Images embedded in the records are excluded; print everything else exactly as given.

################

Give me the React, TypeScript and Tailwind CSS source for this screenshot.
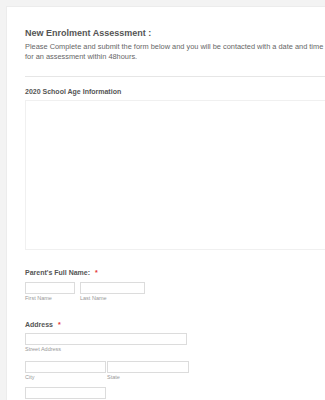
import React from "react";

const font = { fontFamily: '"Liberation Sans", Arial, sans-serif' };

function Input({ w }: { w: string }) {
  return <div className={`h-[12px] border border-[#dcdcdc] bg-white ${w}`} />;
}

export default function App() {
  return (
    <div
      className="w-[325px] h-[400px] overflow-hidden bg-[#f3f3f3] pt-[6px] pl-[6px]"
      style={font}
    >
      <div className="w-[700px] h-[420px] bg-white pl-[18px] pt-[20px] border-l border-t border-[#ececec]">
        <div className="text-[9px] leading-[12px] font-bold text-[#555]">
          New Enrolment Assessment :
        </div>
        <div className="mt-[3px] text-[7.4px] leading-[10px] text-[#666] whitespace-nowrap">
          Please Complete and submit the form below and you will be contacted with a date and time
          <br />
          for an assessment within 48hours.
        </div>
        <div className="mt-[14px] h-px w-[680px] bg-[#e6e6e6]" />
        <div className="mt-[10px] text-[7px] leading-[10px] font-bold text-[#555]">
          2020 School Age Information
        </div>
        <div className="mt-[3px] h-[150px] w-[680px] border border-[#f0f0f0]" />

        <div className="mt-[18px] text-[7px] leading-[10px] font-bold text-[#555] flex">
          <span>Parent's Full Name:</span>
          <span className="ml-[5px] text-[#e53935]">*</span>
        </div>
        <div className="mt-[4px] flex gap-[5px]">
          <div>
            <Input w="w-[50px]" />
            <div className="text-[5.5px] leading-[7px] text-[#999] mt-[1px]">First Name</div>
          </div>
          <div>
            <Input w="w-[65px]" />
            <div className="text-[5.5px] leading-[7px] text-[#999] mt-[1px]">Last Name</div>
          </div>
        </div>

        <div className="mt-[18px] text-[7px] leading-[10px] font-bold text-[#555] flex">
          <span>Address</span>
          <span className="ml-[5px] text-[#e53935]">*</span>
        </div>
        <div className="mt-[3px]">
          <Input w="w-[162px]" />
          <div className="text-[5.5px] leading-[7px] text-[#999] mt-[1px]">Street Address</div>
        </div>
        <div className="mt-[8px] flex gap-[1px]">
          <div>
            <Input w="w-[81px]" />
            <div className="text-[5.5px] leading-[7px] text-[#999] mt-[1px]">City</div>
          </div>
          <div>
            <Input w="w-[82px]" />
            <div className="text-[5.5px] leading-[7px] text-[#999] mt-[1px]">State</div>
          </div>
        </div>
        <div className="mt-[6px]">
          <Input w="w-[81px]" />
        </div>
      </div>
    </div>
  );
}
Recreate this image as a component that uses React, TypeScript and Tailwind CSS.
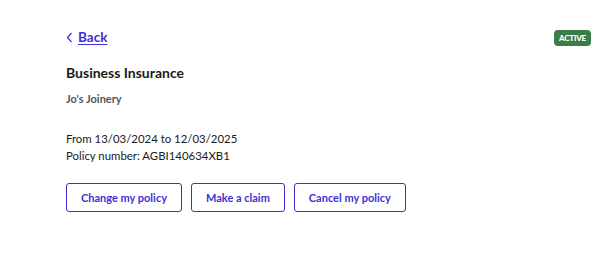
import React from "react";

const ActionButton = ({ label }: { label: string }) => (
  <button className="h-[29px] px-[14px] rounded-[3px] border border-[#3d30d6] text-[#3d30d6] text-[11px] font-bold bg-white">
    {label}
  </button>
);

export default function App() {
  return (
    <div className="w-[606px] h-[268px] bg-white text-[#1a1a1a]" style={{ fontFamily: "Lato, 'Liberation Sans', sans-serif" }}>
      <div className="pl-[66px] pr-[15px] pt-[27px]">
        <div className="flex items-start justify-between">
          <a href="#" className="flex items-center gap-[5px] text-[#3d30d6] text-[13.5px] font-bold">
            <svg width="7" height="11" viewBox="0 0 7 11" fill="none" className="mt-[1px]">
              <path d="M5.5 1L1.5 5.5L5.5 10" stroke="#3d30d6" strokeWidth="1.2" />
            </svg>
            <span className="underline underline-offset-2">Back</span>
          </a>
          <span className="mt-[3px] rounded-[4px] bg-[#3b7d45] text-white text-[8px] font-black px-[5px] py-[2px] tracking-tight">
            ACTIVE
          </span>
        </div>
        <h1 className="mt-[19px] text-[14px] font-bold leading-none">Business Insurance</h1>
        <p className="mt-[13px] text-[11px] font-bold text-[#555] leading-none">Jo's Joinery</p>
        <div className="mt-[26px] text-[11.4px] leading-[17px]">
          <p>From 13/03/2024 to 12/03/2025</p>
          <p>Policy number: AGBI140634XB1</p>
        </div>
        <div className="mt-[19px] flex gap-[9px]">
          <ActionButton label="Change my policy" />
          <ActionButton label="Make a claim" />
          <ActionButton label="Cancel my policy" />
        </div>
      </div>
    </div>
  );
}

################

> [Answer to the exercise]:
Give me the React, TypeScript and Tailwind CSS source for this screenshot.
import React from "react";

const font = { fontFamily: '"Liberation Sans", Arial, sans-serif' };

function Input({ w }: { w: string }) {
  return <div className={`h-[12px] border border-[#dcdcdc] bg-white ${w}`} />;
}

export default function App() {
  return (
    <div
      className="w-[325px] h-[400px] overflow-hidden bg-[#f3f3f3] pt-[6px] pl-[6px]"
      style={font}
    >
      <div className="w-[700px] h-[420px] bg-white pl-[18px] pt-[20px] border-l border-t border-[#ececec]">
        <div className="text-[9px] leading-[12px] font-bold text-[#555]">
          New Enrolment Assessment :
        </div>
        <div className="mt-[3px] text-[7.4px] leading-[10px] text-[#666] whitespace-nowrap">
          Please Complete and submit the form below and you will be contacted with a date and time
          <br />
          for an assessment within 48hours.
        </div>
        <div className="mt-[14px] h-px w-[680px] bg-[#e6e6e6]" />
        <div className="mt-[10px] text-[7px] leading-[10px] font-bold text-[#555]">
          2020 School Age Information
        </div>
        <div className="mt-[3px] h-[150px] w-[680px] border border-[#f0f0f0]" />

        <div className="mt-[18px] text-[7px] leading-[10px] font-bold text-[#555] flex">
          <span>Parent's Full Name:</span>
          <span className="ml-[5px] text-[#e53935]">*</span>
        </div>
        <div className="mt-[4px] flex gap-[5px]">
          <div>
            <Input w="w-[50px]" />
            <div className="text-[5.5px] leading-[7px] text-[#999] mt-[1px]">First Name</div>
          </div>
          <div>
            <Input w="w-[65px]" />
            <div className="text-[5.5px] leading-[7px] text-[#999] mt-[1px]">Last Name</div>
          </div>
        </div>

        <div className="mt-[18px] text-[7px] leading-[10px] font-bold text-[#555] flex">
          <span>Address</span>
          <span className="ml-[5px] text-[#e53935]">*</span>
        </div>
        <div className="mt-[3px]">
          <Input w="w-[162px]" />
          <div className="text-[5.5px] leading-[7px] text-[#999] mt-[1px]">Street Address</div>
        </div>
        <div className="mt-[8px] flex gap-[1px]">
          <div>
            <Input w="w-[81px]" />
            <div className="text-[5.5px] leading-[7px] text-[#999] mt-[1px]">City</div>
          </div>
          <div>
            <Input w="w-[82px]" />
            <div className="text-[5.5px] leading-[7px] text-[#999] mt-[1px]">State</div>
          </div>
        </div>
        <div className="mt-[6px]">
          <Input w="w-[81px]" />
        </div>
      </div>
    </div>
  );
}
Recreate this image as a component that uses React, TypeScript and Tailwind CSS.
import React from "react";

const ActionButton = ({ label }: { label: string }) => (
  <button className="h-[29px] px-[14px] rounded-[3px] border border-[#3d30d6] text-[#3d30d6] text-[11px] font-bold bg-white">
    {label}
  </button>
);

export default function App() {
  return (
    <div className="w-[606px] h-[268px] bg-white text-[#1a1a1a]" style={{ fontFamily: "Lato, 'Liberation Sans', sans-serif" }}>
      <div className="pl-[66px] pr-[15px] pt-[27px]">
        <div className="flex items-start justify-between">
          <a href="#" className="flex items-center gap-[5px] text-[#3d30d6] text-[13.5px] font-bold">
            <svg width="7" height="11" viewBox="0 0 7 11" fill="none" className="mt-[1px]">
              <path d="M5.5 1L1.5 5.5L5.5 10" stroke="#3d30d6" strokeWidth="1.2" />
            </svg>
            <span className="underline underline-offset-2">Back</span>
          </a>
          <span className="mt-[3px] rounded-[4px] bg-[#3b7d45] text-white text-[8px] font-black px-[5px] py-[2px] tracking-tight">
            ACTIVE
          </span>
        </div>
        <h1 className="mt-[19px] text-[14px] font-bold leading-none">Business Insurance</h1>
        <p className="mt-[13px] text-[11px] font-bold text-[#555] leading-none">Jo's Joinery</p>
        <div className="mt-[26px] text-[11.4px] leading-[17px]">
          <p>From 13/03/2024 to 12/03/2025</p>
          <p>Policy number: AGBI140634XB1</p>
        </div>
        <div className="mt-[19px] flex gap-[9px]">
          <ActionButton label="Change my policy" />
          <ActionButton label="Make a claim" />
          <ActionButton label="Cancel my policy" />
        </div>
      </div>
    </div>
  );
}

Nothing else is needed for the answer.